‘Caravan’ Migrants Could Face Family Separations

As members of the “caravan’ traveling from South America cross the border into the United States, immigration officials separate out children from adults in suspected trafficking cases. Objecting to the policy, attorneys with the American Civil Liberties Union (ACLU,) are asking a federal judge to place an injunction on the policy and allow detention of parents and children together as well as ordering a prohibition on splitting up families when no legal reason exists to do so.

The policy, which Attorney General Jeff Sessions discussed in an address to the Association of State Criminal Investigative Agencies, is a change from long-standing approaches in processing families crossing the border.

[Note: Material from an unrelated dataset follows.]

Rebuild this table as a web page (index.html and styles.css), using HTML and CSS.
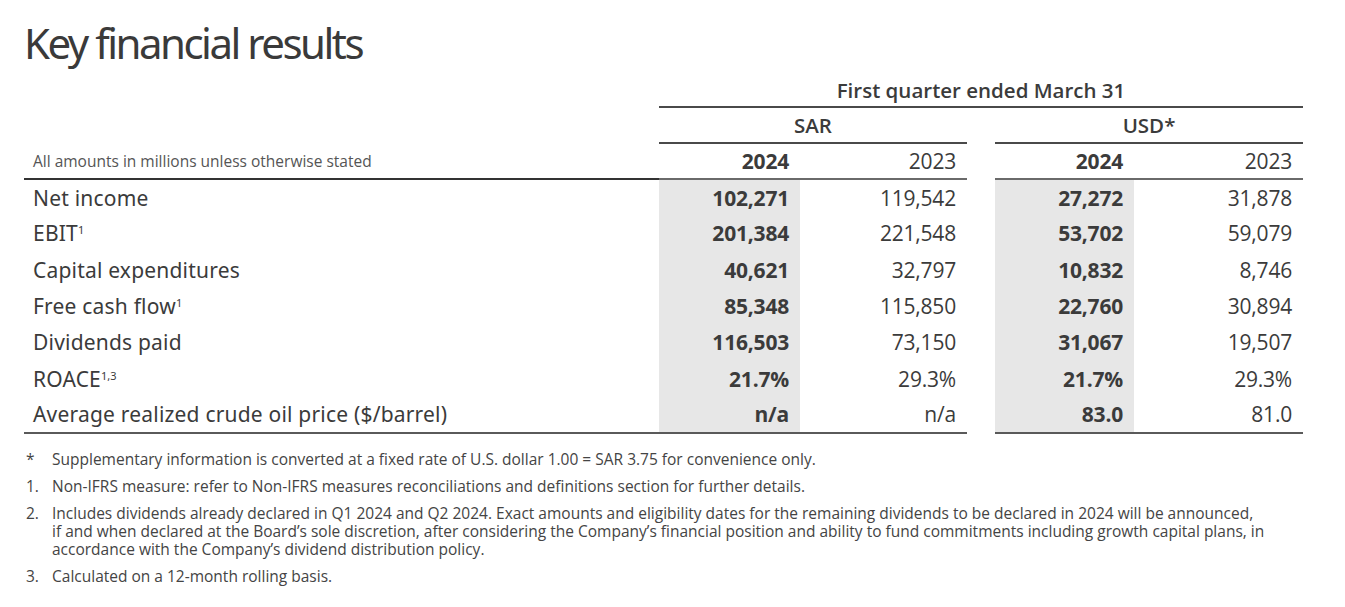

“If you are smuggling a child, then we will prosecute you and that child will be separated from you as required by law,” he said at the investigators’ 2018 spring conference. “If you don’t like that, then don’t smuggle children over the border.”

Among the skeptics of Sessions’ point of view are attorneys working with the ACLU. The group has filed suit in San Diego that seeks to stop the practice by Immigration and Customs Enforcement (ICE.) The case is currently under review with U.S. District Judge Dana Sabraw.

Contended in the suit is that ICE agents split “parents from children without a compelling reason, such as doubts about whether the adult is the actual parent of the child or whether the parent is otherwise legally unfit to have custody.”

According to The Los Angeles Times, Judge Sabraw’s current leanings go toward granting the injunction and certifying all these cases as a class action encompassing children and parents taken into custody, “most of whom are seeking asylum.”

An official count of minors currently in custody and who are separated from their parents isn’t available, but is estimated in the neighborhood of 700.

ACLU attorneys are asking that parents and children remain detained together.

On the other hand, Department of Justice attorneys say no legal right for families to be detained together exists under the law. What’s more, separations often come as the result of separate lawful and legally authorized decisions, including an agent’s decision to take a mother into custody. The scenario leaves minor children in the situation as unaccompanied, under a technical reading of the law.

Under previous methods of operation by border agents, mothers with children seeking asylum would have been released from ICE custody after completing their “credible fear” interviews. Children and minors, according to a Newsweek story reporting on a 1985 class action suit, ordered children and minors be kept in the “least restrictive setting” available. Most of the time, this meant the children would be released from custody along with their mother.

In a statement on the matter, Department of Homeland Security officials put out a statement saying, separations of children from the adults with whom they travel happen “in some instances, such as when parental relationship cannot be confirmed.”